Strato Earth co-founder Michael Farrelly said they’re lowering the barrier to entry for scientists to commercialize their research.
He and co-founder Kiril Kirov are doing it by combining their expertise in web development and cloud architecture, for software that collects, processes, visualizes and shares geospatial data.
The pair met working with an Alberta-based forestry company that was using remote sensing to conduct a forest inventory using LIDAR point clouds and satellite imagery. That helped the company understand the species of trees they had on their properties, plus examine susceptibility to forest fires and damage from insects.
Farrelly said that remote sensing can also be used in agriculture and has been used to track military movements in Ukraine. It could also be used in mining.
“What we realize is remote sensing as a methodology is really exploding right now,” he said.
“We saw an increased demand for support to help those scientists who are developing the science, the algorithms, to analyze that aerial imagery and take that science, take the r&d, and turn it into a product and that involves a web platform, that involves data processing in the cloud in an automated fashion.”
Farrelly said this kind of work isn’t something that can just be done simply on a scientist’s computer.
They’ve built a system that can gather satellite imagery, implement a scientist’s algorithm (or multiple sequential ones), and then process the data and provide it visually. Done using a cloud-based system, any updates are done in an automated fashion so you can do the computations at scale.
“The configuration of that is executed in a single command,” said Kirov.
“They execute a single command, and they get everything hooked up.”

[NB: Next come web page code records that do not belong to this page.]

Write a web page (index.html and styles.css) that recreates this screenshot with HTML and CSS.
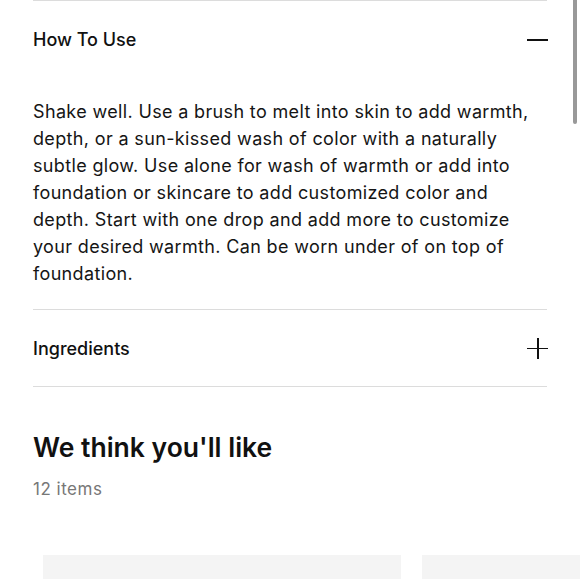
FILE: index.html
```html
<!DOCTYPE html>
<html>
<head>
<meta charset="utf-8">
<link rel="stylesheet" href="styles.css">
</head>
<body>
<div class="page">
  <section class="accordion">
    <div class="acc-item">
      <div class="acc-head">
        <span class="acc-title">How To Use</span>
        <span class="icon minus"></span>
      </div>
      <p class="acc-body">Shake well. Use a brush to melt into skin to add warmth, depth, or a sun-kissed wash of color with a naturally subtle glow. Use alone for wash of warmth or add into foundation or skincare to add customized color and depth. Start with one drop and add more to customize your desired warmth. Can be worn under of on top of foundation.</p>
    </div>
    <div class="acc-item">
      <div class="acc-head">
        <span class="acc-title">Ingredients</span>
        <span class="icon plus"></span>
      </div>
    </div>
  </section>
  <section class="recs">
    <h2 class="recs-title">We think you'll like</h2>
    <div class="recs-count">12 items</div>
    <div class="cards">
      <div class="card"></div>
      <div class="card"></div>
    </div>
  </section>
</div>
<div class="scroll-thumb"></div>
</body>
</html>
```
FILE: styles.css
```css
html, body {
  margin: 0;
  padding: 0;
  background: #fff;
  overflow: hidden;
}
body {
  font-family: Inter, "Liberation Sans", sans-serif;
  color: #111;
  width: 580px;
  height: 580px;
  position: relative;
}
.page {
  padding: 0 33px;
}
.acc-item {
  border-top: 1px solid #dcdcdc;
}
.acc-item:last-child {
  border-bottom: 1px solid #dcdcdc;
}
.acc-head {
  height: 76px;
  display: flex;
  align-items: center;
  justify-content: space-between;
}
.acc-title {
  font-size: 18px;
  font-weight: 500;
}
.icon {
  position: relative;
  width: 21px;
  height: 21px;
  margin-right: -1px;
}
.icon::before, .plus::after {
  content: "";
  position: absolute;
  background: #111;
}
.icon::before {
  left: 0;
  right: 0;
  top: 10px;
  height: 2px;
}
.plus::before { height: 1.5px; }
.plus::after {
  top: 0;
  bottom: 0;
  left: 10px;
  width: 1.5px;
}
.acc-body {
  margin: 0;
  padding: 21px 0 22px;
  font-size: 18px;
  line-height: 27px;
  letter-spacing: 0.35px;
  color: #151515;
}
.recs-title {
  margin: 44px 0 0;
  font-size: 26.5px;
  line-height: 32px;
  font-weight: 600;
}
.recs-count {
  margin-top: 15px;
  font-size: 17px;
  line-height: 22px;
  letter-spacing: 0.5px;
  color: #777;
}
.cards {
  display: flex;
  gap: 21px;
  margin: 55px -33px 0 10px;
  overflow: hidden;
}
.card {
  flex: 0 0 358px;
  height: 24px;
  background: #f4f4f4;
}
.scroll-thumb {
  position: absolute;
  top: 0;
  left: 573px;
  width: 4px;
  height: 124px;
  background: #999;
  border-radius: 0 0 2px 2px;
}
```
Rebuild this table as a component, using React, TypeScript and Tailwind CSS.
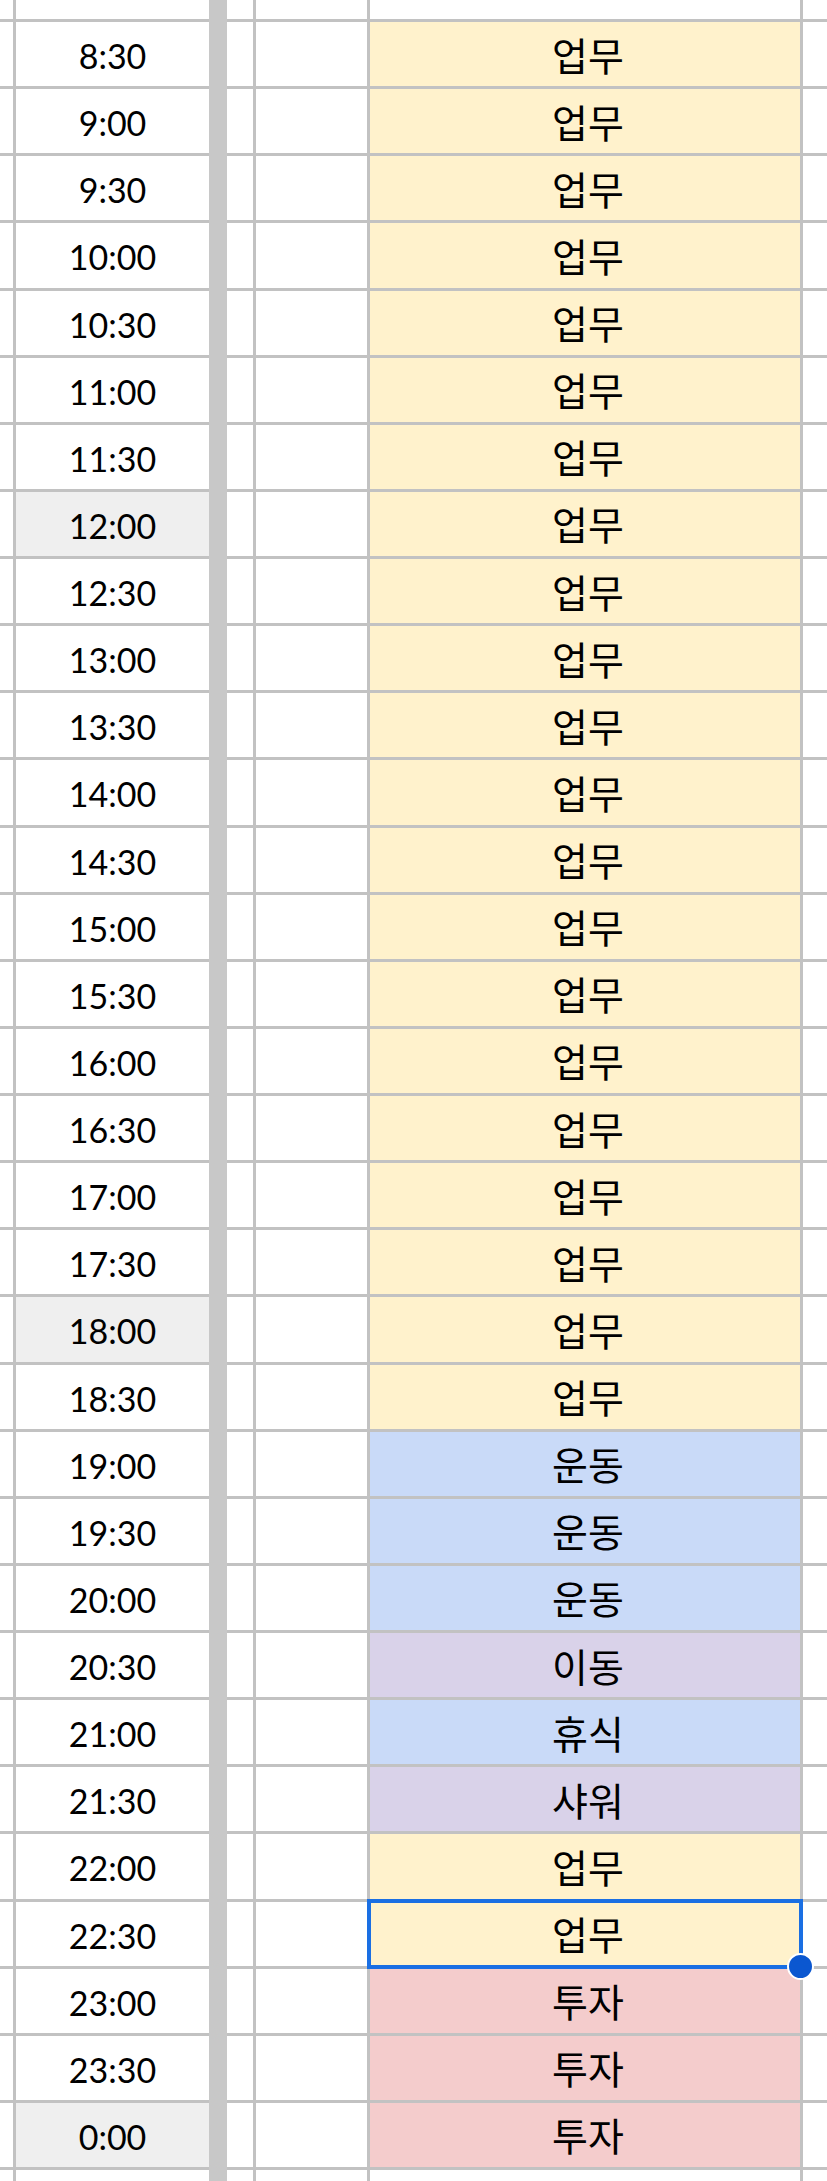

Their position in the satellite value chain
Kirov said there are different parts to the typical value chain with satellite operations. There are those collecting the data, others that process it, and still more that provide the interpretation. The Strato Earth system brings those pieces together.
“It’s very cost-optimized and at the same time, time efficient,” he said.
Farrelly said that their unique skill combination is a competitive advantage when working with researchers.
“We help them do that orchestration piece where they take their different programs and put them all into one, what we call a pipeline, that can run on-demand in the cloud, and pulling these inputs and it can run against massive amounts of data,” he said.
Farrelly said their work in the Alberta Catalyzer – Velocity program, they’ve learned how to think more like businesspeople and less like tech people. That’s been a challenge, he said.
“I think it’s really helped us clarify some of our strategy and thinking of what we should be focusing on,” he said.
Right now, Strato Earth is industry agnostic. Moving forward, one thing they’ll look at is further market validation – whether to keep it generic, out-of-the-box, and tailor it to specific users, or make it industry specific.
Still, the premise is the same.
“It’s a barrier to entry for some of these scientists to start a business or to try to commercialize their research,” Farrelly said.
“We’re lowering that barrier to entry by providing a lower cost solution that doesn’t require them hiring 10 cloud engineers.”